In our work, we were able to characterize human vibration response via a variety of objective and subjective metrics. Objective metrics could include error rate and reaction times during visual-manual task performance or those that are derived from the heart and breathing rate or galvanic skin response of research subjects. Such physiological data, which are indicators of parasympathetic nervous system stress and recovery, was collected and analyzed in collaboration with our colleagues in the Ames Psychophysiological Research Laboratory. The data we collected was utilized to help understand mechanisms contributing to vibration-induced performance deficits and to develop countermeasures to mitigate these deficits.

Research Area/Projects

Urban Air Mobility (UAM) Passenger Ride Comfort and Ride Quality Acceptance

We supported the NASA Revolutionary Vertical Lift Technologies Project (https://www.nasa.gov/directorates/armd/aavp/rvlt/) by helping understand the effects of whole-body vibration produced by Urban Air Mobility (UAM) electrical vertical takeoff and landing (eVTOL) aircraft on passenger comfort and performance. The acceptance by passengers of the vehicle ride quality experienced on board this brand-new category of commuter “air taxis” will be essential for growing and maintaining a broad UAM customer base. Industrywide guidance encompassing passenger comfort/productivity factors including vibration, noise, and large motion patterns unique to UAM (and eVTOL in particular), however, is yet to be established. 
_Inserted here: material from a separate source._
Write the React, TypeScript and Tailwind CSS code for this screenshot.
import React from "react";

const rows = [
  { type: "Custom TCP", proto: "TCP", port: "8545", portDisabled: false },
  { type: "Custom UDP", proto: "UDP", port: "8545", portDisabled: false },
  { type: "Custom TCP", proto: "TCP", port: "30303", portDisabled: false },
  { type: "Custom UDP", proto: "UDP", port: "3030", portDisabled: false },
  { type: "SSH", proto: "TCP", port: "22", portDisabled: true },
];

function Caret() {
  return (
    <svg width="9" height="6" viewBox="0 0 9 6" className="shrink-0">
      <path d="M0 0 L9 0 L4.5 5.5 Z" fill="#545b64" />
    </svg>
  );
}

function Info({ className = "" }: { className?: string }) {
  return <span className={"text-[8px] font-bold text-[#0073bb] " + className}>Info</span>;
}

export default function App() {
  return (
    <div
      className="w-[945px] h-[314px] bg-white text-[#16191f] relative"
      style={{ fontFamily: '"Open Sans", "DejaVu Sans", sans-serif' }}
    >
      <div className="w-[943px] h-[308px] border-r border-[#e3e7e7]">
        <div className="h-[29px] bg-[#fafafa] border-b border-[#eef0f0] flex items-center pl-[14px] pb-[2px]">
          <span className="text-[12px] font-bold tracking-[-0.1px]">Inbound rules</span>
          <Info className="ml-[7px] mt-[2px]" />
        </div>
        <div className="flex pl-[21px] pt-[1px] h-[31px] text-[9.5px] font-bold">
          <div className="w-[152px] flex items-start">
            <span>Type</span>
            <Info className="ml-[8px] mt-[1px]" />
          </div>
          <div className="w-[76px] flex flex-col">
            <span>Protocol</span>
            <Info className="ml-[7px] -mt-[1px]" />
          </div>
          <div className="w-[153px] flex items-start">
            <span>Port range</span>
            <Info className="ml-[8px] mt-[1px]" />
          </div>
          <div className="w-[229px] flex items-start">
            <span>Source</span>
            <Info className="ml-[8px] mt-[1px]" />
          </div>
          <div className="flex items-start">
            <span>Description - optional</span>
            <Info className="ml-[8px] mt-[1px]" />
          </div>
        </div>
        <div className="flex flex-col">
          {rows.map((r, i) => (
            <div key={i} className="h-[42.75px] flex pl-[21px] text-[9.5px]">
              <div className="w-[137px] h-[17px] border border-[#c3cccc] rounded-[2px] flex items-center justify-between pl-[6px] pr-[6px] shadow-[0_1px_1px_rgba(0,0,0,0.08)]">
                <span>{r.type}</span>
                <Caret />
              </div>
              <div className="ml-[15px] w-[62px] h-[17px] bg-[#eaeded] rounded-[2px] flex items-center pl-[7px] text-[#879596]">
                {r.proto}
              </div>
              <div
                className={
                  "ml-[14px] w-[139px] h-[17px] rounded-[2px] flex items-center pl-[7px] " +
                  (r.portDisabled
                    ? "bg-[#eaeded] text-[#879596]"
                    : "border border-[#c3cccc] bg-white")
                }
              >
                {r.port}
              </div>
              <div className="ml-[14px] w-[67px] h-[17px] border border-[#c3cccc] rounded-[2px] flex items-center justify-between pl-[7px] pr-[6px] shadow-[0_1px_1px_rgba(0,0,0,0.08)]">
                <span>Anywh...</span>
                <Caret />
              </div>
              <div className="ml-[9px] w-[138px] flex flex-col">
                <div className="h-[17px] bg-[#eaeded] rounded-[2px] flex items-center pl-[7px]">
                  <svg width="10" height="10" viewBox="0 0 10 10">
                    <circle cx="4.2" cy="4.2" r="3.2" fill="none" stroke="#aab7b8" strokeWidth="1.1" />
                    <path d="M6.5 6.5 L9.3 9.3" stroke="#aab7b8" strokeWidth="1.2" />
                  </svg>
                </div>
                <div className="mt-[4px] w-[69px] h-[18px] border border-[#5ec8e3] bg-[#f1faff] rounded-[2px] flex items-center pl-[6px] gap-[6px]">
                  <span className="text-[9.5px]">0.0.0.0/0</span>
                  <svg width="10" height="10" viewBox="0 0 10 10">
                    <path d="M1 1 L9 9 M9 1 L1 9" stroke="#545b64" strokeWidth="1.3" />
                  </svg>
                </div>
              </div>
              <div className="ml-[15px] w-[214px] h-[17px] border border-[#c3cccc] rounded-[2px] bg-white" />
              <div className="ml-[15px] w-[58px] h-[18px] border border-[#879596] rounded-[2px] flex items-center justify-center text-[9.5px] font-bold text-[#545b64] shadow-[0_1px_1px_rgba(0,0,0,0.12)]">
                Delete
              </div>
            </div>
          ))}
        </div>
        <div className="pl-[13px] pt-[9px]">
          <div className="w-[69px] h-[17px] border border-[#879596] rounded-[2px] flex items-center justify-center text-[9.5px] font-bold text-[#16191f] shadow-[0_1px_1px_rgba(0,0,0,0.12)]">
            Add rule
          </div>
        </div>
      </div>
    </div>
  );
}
An artist’s conception of an urban air mobility environment with various unmanned aircraft within a city.
An artist’s conception of an urban air mobility environment, where air vehicles with a variety of missions and with or without pilots, are able to interact safely and efficiently.
Credit- NASA

Crew Visual Performance under Orion Launch Vibration

Previously, the HVL designed and executed a series of ground-based studies of display readability and interface usability under launch-like vibration. The data we collected from astronauts and general population test subjects in the lab and on the ARC 20-G Centrifuge underpinned performance-based requirements that limit Orion crew vibration for NASA’s Artemis Program. This work culminated in a patented display-strobing countermeasure that minimizes the visual blur caused by whole-body vibration induced head and eye motion.  Lab personnel also led the processing and analysis of inflight crew vibration data in support of the Commercial Crew Program as part of NASA’s ongoing Integrated Verification and Validation activities.

Image of a research subject sitting in the NASA Human Vibration Study chair
Image of a research subject sitting in the NASA Human Vibration Study chair
Credit- NASA

Noteworthy Publications

Adelstein, B.D., Beutter, B.R., Kaiser, M.K., McCann, R.S., Stone, L.S. (2009). Effects of Transverse Seat Vibration on Near-Viewing Readability of Alphanumeric Symbology, NASA Technical Memorandum 2009-215385.

Adelstein, B.D., Beutter, B.R., Kaiser, M.K., McCann, R.S., Stone, L.S. (2009). Influence of Combined Whole-Body Vibration Plus G-Loading on Visual Performance, NASA Technical Memorandum 2009-215386.

Adelstein, B.D., Kaiser, M.K., Beutter, B.R., McCann, R.S., Anderson, M.R. (2013). Display strobing: An Effective Countermeasure Against Visual Blur from Whole-Body Vibration, Acta Austronatica, 92, 53-64.

* Please note, this webpage is not actively maintained and is for historical reference only.